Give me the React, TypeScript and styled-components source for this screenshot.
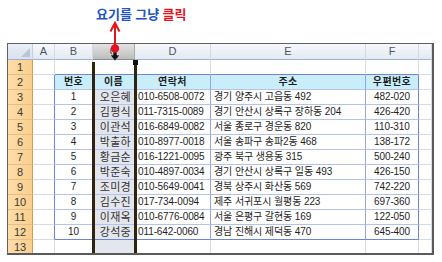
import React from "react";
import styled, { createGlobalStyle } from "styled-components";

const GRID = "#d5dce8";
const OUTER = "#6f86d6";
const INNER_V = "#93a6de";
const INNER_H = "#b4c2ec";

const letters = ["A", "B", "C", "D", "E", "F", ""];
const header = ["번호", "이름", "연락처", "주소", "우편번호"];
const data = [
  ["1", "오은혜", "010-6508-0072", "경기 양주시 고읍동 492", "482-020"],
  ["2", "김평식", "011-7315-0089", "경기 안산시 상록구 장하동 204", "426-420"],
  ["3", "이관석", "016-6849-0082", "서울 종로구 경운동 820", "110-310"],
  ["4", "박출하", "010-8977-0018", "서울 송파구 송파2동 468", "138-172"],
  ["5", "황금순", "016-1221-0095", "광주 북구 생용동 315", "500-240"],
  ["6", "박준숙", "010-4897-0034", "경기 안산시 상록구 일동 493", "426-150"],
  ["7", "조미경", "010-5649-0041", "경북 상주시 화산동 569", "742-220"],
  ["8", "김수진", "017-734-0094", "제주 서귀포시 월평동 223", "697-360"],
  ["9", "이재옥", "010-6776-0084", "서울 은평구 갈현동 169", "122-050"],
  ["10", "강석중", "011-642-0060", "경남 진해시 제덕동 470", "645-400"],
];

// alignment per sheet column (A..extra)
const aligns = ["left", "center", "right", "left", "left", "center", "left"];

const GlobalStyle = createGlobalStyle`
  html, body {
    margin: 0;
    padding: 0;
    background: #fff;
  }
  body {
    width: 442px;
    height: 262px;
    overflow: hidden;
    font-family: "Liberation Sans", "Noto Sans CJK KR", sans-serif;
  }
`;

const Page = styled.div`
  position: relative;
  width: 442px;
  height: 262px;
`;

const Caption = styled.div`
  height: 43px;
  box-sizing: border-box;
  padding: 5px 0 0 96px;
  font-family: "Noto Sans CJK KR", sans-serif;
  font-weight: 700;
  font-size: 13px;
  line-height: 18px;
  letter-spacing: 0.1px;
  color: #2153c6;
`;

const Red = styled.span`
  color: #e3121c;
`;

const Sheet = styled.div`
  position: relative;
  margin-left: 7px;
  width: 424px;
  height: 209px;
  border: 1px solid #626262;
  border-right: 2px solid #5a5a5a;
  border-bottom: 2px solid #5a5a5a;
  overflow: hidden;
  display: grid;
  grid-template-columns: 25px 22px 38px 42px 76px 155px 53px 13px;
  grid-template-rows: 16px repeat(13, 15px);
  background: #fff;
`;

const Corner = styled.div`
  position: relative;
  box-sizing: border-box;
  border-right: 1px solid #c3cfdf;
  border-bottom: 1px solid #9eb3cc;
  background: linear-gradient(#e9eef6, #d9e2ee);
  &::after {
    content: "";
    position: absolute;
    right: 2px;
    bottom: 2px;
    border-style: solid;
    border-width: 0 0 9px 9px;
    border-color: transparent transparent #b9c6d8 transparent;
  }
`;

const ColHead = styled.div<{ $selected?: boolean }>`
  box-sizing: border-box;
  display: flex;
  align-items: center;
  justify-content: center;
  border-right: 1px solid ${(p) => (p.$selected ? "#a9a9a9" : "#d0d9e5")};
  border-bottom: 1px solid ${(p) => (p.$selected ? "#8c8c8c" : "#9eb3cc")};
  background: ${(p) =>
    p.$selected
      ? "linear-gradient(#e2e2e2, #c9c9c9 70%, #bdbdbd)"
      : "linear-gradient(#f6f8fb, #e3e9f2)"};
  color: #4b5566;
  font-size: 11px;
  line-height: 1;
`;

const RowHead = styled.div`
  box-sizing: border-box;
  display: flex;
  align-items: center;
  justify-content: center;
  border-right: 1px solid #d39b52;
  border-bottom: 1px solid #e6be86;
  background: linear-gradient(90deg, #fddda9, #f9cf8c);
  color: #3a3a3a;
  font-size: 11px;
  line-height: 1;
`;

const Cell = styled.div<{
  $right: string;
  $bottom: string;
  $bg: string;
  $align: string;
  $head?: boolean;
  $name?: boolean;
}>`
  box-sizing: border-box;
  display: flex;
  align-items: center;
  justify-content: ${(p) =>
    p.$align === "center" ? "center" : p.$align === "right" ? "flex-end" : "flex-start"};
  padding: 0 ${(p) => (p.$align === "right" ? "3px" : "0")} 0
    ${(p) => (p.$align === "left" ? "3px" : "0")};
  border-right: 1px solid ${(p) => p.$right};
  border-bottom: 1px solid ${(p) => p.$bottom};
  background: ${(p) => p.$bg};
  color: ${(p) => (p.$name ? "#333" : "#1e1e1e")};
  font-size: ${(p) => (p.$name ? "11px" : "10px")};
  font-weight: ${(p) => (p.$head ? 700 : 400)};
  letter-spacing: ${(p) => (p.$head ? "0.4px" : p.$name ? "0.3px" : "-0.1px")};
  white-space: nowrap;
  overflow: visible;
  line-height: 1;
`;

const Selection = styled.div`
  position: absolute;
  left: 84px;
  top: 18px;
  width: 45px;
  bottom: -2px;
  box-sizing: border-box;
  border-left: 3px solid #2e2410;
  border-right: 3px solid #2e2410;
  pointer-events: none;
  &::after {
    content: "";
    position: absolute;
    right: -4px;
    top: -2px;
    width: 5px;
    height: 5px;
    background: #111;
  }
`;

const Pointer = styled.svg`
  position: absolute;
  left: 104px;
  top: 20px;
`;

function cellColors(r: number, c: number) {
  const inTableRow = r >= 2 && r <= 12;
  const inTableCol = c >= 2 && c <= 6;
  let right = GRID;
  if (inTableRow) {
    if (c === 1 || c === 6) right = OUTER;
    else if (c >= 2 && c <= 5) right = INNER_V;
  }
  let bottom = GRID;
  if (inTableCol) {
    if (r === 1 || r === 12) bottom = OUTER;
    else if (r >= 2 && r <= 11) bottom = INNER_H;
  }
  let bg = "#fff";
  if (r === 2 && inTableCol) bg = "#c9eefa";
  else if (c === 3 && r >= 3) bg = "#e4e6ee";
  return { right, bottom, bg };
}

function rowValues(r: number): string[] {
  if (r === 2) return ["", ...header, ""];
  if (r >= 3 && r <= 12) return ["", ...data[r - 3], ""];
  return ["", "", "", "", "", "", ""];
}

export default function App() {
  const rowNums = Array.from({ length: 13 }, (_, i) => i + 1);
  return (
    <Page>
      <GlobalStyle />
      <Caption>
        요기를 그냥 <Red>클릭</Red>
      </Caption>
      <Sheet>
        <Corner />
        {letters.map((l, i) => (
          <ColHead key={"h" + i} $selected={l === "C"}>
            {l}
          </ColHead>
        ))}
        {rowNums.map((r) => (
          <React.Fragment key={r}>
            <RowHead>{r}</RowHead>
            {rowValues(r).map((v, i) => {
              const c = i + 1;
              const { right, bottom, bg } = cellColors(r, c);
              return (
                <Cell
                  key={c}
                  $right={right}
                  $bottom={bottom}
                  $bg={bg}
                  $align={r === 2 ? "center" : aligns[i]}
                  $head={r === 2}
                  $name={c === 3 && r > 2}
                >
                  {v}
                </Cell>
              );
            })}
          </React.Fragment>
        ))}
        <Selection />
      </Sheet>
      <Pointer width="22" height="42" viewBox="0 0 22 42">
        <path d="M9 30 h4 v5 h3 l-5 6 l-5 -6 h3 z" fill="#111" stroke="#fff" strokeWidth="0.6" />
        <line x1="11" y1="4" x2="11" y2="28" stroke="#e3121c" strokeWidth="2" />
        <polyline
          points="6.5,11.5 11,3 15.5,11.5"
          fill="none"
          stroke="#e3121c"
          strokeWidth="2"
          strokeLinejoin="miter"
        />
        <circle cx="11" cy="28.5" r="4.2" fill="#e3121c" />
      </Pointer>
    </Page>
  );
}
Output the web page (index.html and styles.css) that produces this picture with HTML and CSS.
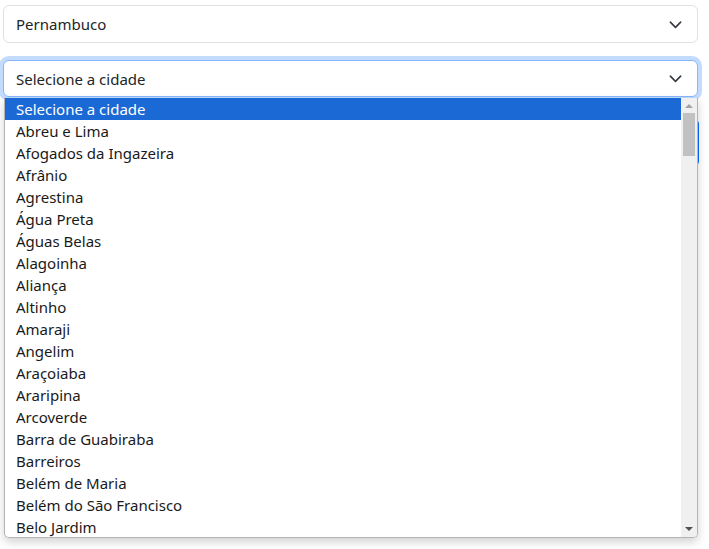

■ ■ ■

What you should do
Every line of the material is to be quoted exactly, with no pictures carried over.

Output
Give me the React, TypeScript and styled-components source for this screenshot.
import React from "react";
import styled, { createGlobalStyle } from "styled-components";

const GRID = "#d5dce8";
const OUTER = "#6f86d6";
const INNER_V = "#93a6de";
const INNER_H = "#b4c2ec";

const letters = ["A", "B", "C", "D", "E", "F", ""];
const header = ["번호", "이름", "연락처", "주소", "우편번호"];
const data = [
  ["1", "오은혜", "010-6508-0072", "경기 양주시 고읍동 492", "482-020"],
  ["2", "김평식", "011-7315-0089", "경기 안산시 상록구 장하동 204", "426-420"],
  ["3", "이관석", "016-6849-0082", "서울 종로구 경운동 820", "110-310"],
  ["4", "박출하", "010-8977-0018", "서울 송파구 송파2동 468", "138-172"],
  ["5", "황금순", "016-1221-0095", "광주 북구 생용동 315", "500-240"],
  ["6", "박준숙", "010-4897-0034", "경기 안산시 상록구 일동 493", "426-150"],
  ["7", "조미경", "010-5649-0041", "경북 상주시 화산동 569", "742-220"],
  ["8", "김수진", "017-734-0094", "제주 서귀포시 월평동 223", "697-360"],
  ["9", "이재옥", "010-6776-0084", "서울 은평구 갈현동 169", "122-050"],
  ["10", "강석중", "011-642-0060", "경남 진해시 제덕동 470", "645-400"],
];

// alignment per sheet column (A..extra)
const aligns = ["left", "center", "right", "left", "left", "center", "left"];

const GlobalStyle = createGlobalStyle`
  html, body {
    margin: 0;
    padding: 0;
    background: #fff;
  }
  body {
    width: 442px;
    height: 262px;
    overflow: hidden;
    font-family: "Liberation Sans", "Noto Sans CJK KR", sans-serif;
  }
`;

const Page = styled.div`
  position: relative;
  width: 442px;
  height: 262px;
`;

const Caption = styled.div`
  height: 43px;
  box-sizing: border-box;
  padding: 5px 0 0 96px;
  font-family: "Noto Sans CJK KR", sans-serif;
  font-weight: 700;
  font-size: 13px;
  line-height: 18px;
  letter-spacing: 0.1px;
  color: #2153c6;
`;

const Red = styled.span`
  color: #e3121c;
`;

const Sheet = styled.div`
  position: relative;
  margin-left: 7px;
  width: 424px;
  height: 209px;
  border: 1px solid #626262;
  border-right: 2px solid #5a5a5a;
  border-bottom: 2px solid #5a5a5a;
  overflow: hidden;
  display: grid;
  grid-template-columns: 25px 22px 38px 42px 76px 155px 53px 13px;
  grid-template-rows: 16px repeat(13, 15px);
  background: #fff;
`;

const Corner = styled.div`
  position: relative;
  box-sizing: border-box;
  border-right: 1px solid #c3cfdf;
  border-bottom: 1px solid #9eb3cc;
  background: linear-gradient(#e9eef6, #d9e2ee);
  &::after {
    content: "";
    position: absolute;
    right: 2px;
    bottom: 2px;
    border-style: solid;
    border-width: 0 0 9px 9px;
    border-color: transparent transparent #b9c6d8 transparent;
  }
`;

const ColHead = styled.div<{ $selected?: boolean }>`
  box-sizing: border-box;
  display: flex;
  align-items: center;
  justify-content: center;
  border-right: 1px solid ${(p) => (p.$selected ? "#a9a9a9" : "#d0d9e5")};
  border-bottom: 1px solid ${(p) => (p.$selected ? "#8c8c8c" : "#9eb3cc")};
  background: ${(p) =>
    p.$selected
      ? "linear-gradient(#e2e2e2, #c9c9c9 70%, #bdbdbd)"
      : "linear-gradient(#f6f8fb, #e3e9f2)"};
  color: #4b5566;
  font-size: 11px;
  line-height: 1;
`;

const RowHead = styled.div`
  box-sizing: border-box;
  display: flex;
  align-items: center;
  justify-content: center;
  border-right: 1px solid #d39b52;
  border-bottom: 1px solid #e6be86;
  background: linear-gradient(90deg, #fddda9, #f9cf8c);
  color: #3a3a3a;
  font-size: 11px;
  line-height: 1;
`;

const Cell = styled.div<{
  $right: string;
  $bottom: string;
  $bg: string;
  $align: string;
  $head?: boolean;
  $name?: boolean;
}>`
  box-sizing: border-box;
  display: flex;
  align-items: center;
  justify-content: ${(p) =>
    p.$align === "center" ? "center" : p.$align === "right" ? "flex-end" : "flex-start"};
  padding: 0 ${(p) => (p.$align === "right" ? "3px" : "0")} 0
    ${(p) => (p.$align === "left" ? "3px" : "0")};
  border-right: 1px solid ${(p) => p.$right};
  border-bottom: 1px solid ${(p) => p.$bottom};
  background: ${(p) => p.$bg};
  color: ${(p) => (p.$name ? "#333" : "#1e1e1e")};
  font-size: ${(p) => (p.$name ? "11px" : "10px")};
  font-weight: ${(p) => (p.$head ? 700 : 400)};
  letter-spacing: ${(p) => (p.$head ? "0.4px" : p.$name ? "0.3px" : "-0.1px")};
  white-space: nowrap;
  overflow: visible;
  line-height: 1;
`;

const Selection = styled.div`
  position: absolute;
  left: 84px;
  top: 18px;
  width: 45px;
  bottom: -2px;
  box-sizing: border-box;
  border-left: 3px solid #2e2410;
  border-right: 3px solid #2e2410;
  pointer-events: none;
  &::after {
    content: "";
    position: absolute;
    right: -4px;
    top: -2px;
    width: 5px;
    height: 5px;
    background: #111;
  }
`;

const Pointer = styled.svg`
  position: absolute;
  left: 104px;
  top: 20px;
`;

function cellColors(r: number, c: number) {
  const inTableRow = r >= 2 && r <= 12;
  const inTableCol = c >= 2 && c <= 6;
  let right = GRID;
  if (inTableRow) {
    if (c === 1 || c === 6) right = OUTER;
    else if (c >= 2 && c <= 5) right = INNER_V;
  }
  let bottom = GRID;
  if (inTableCol) {
    if (r === 1 || r === 12) bottom = OUTER;
    else if (r >= 2 && r <= 11) bottom = INNER_H;
  }
  let bg = "#fff";
  if (r === 2 && inTableCol) bg = "#c9eefa";
  else if (c === 3 && r >= 3) bg = "#e4e6ee";
  return { right, bottom, bg };
}

function rowValues(r: number): string[] {
  if (r === 2) return ["", ...header, ""];
  if (r >= 3 && r <= 12) return ["", ...data[r - 3], ""];
  return ["", "", "", "", "", "", ""];
}

export default function App() {
  const rowNums = Array.from({ length: 13 }, (_, i) => i + 1);
  return (
    <Page>
      <GlobalStyle />
      <Caption>
        요기를 그냥 <Red>클릭</Red>
      </Caption>
      <Sheet>
        <Corner />
        {letters.map((l, i) => (
          <ColHead key={"h" + i} $selected={l === "C"}>
            {l}
          </ColHead>
        ))}
        {rowNums.map((r) => (
          <React.Fragment key={r}>
            <RowHead>{r}</RowHead>
            {rowValues(r).map((v, i) => {
              const c = i + 1;
              const { right, bottom, bg } = cellColors(r, c);
              return (
                <Cell
                  key={c}
                  $right={right}
                  $bottom={bottom}
                  $bg={bg}
                  $align={r === 2 ? "center" : aligns[i]}
                  $head={r === 2}
                  $name={c === 3 && r > 2}
                >
                  {v}
                </Cell>
              );
            })}
          </React.Fragment>
        ))}
        <Selection />
      </Sheet>
      <Pointer width="22" height="42" viewBox="0 0 22 42">
        <path d="M9 30 h4 v5 h3 l-5 6 l-5 -6 h3 z" fill="#111" stroke="#fff" strokeWidth="0.6" />
        <line x1="11" y1="4" x2="11" y2="28" stroke="#e3121c" strokeWidth="2" />
        <polyline
          points="6.5,11.5 11,3 15.5,11.5"
          fill="none"
          stroke="#e3121c"
          strokeWidth="2"
          strokeLinejoin="miter"
        />
        <circle cx="11" cy="28.5" r="4.2" fill="#e3121c" />
      </Pointer>
    </Page>
  );
}
Output the web page (index.html and styles.css) that produces this picture with HTML and CSS.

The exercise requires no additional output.